Other likable numbers are the projector’s claimed 6,000 hours of lamp life – if you stick with the Smart Eco lamp setting – and its claimed ability to run with just 27dB of noise.

Connections cover all the essentials. Two HDMIs will provide most users with ample video connections, but there’s also a powered USB port where you could add a streaming dongle such as Google’s Chromecast or Amazon Fire. There's also composite, component and D-SUB PC inputs and a 12V trigger port for, say, firing up a motorised screen.

image: http://img.tradeleo.com/img/201512/15/100452224.jpg

BenQ W1110


You can also add an optional wireless video system that lets you beam Full HD video and audio from your source to the projector, without the need for any cables. This is always a handy feature given the difficulties of connecting a source to a projector that’s some distance away.

There are also a few audio-related jacks, reflecting the fact that the W1110 – like most home-entertainment projectors these days – features a built-in audio system to save you having to always find an external system to which you can connect your video sources.

The sound system uses the same Cinema Master Audio+ audio-enhancement processing that delivered such surprisingly good results in the W2000. However, it carries only a single 10W speaker rather than the stereo configuration in the W2000.

The last feature of the W1110 you may be interested in – aside from the more impressive specs we’re about to cover in the Setup section – is its ability to play 3D. Note, though, that you don’t get any 3D glasses for free with the projector, and I wasn't supplied with any for this test.

BenQ W1110 – Set Up

The W1110 is seriously well stocked with both physical and software setup aids. Particularly impressive on the physical side is the presence of a vertical image-shift wheel, with which you can move the image up or down optically to help you get it in the right place on your screen. The extent of the shifting isn’t great, but finding any optical vertical image shift at all is practically unheard at this price.


image: http://img.tradeleo.com/img/201512/15/100452274.jpg

BenQ W1110


As well as being helpful in its own right, the vertical image shifting limits the potential for having to use digital keystone correction – which essentially distorts the 1:1 pixel reproduction you ideally want from a Full HD projector – to get the image’s edges perpendicular.

There’s also a simple dropdown leg under the centre of the front edge and a small amount (1.3x) of zoom at your disposal from the short-throw lens – a lens, by the way, that’s capable of delivering a 100-inch image from a throw distance of just 2.5m.
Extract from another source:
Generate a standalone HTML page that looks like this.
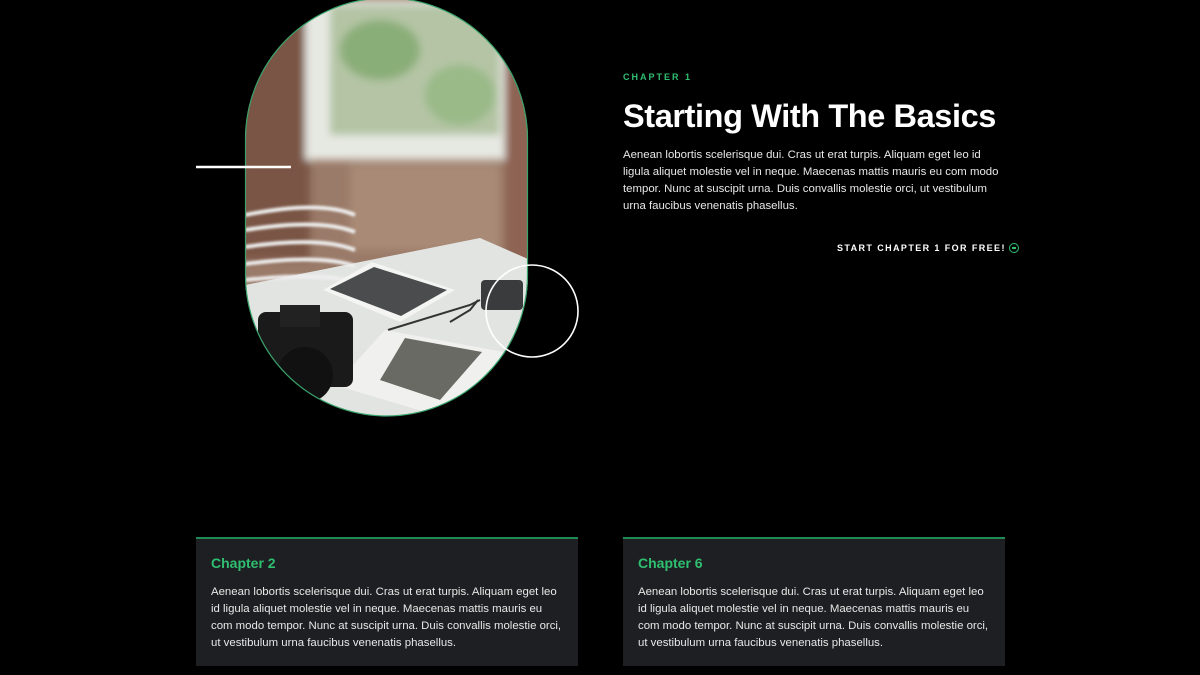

Despite its sub-£700 price, the W1110 is packed with calibration tools. Colour management for the three primary and secondary colours, gamma controls, white balance calibration and noise reduction.

So extensive are the set up options available, in fact, that the projector is endorsed by the independent Imaging Science Foundation (ISF) as a projector that could be professionally calibrated by one of its trained representatives. So long as you pay it for the privilege, obviously.

Presumably because of its lack of in-factory calibration, or specialised Rec 709 colour wheel design, we found the W1110 trickier to set up than the W2000.


image: http://img.tradeleo.com/img/201512/15/100452744.jpg

BenQ W1110


The main problem is trying to get the right balance between black-level response, shadow detail and video noise, for reasons I’ll get into in the picture quality section.

In the end, I settled on a modified version of the Cinema preset, with brightness nudged up to 51, contrast nudged down to 49, the gamma set to 2.1 rather than the default (and usually preferable) 2.2, and the lamp set to Smart Eco.

I'd also recommend that you turn off noise reduction, since the W1110 doesn't require assistance to handle film grain. Especially when that "help" actually tends to soften the image.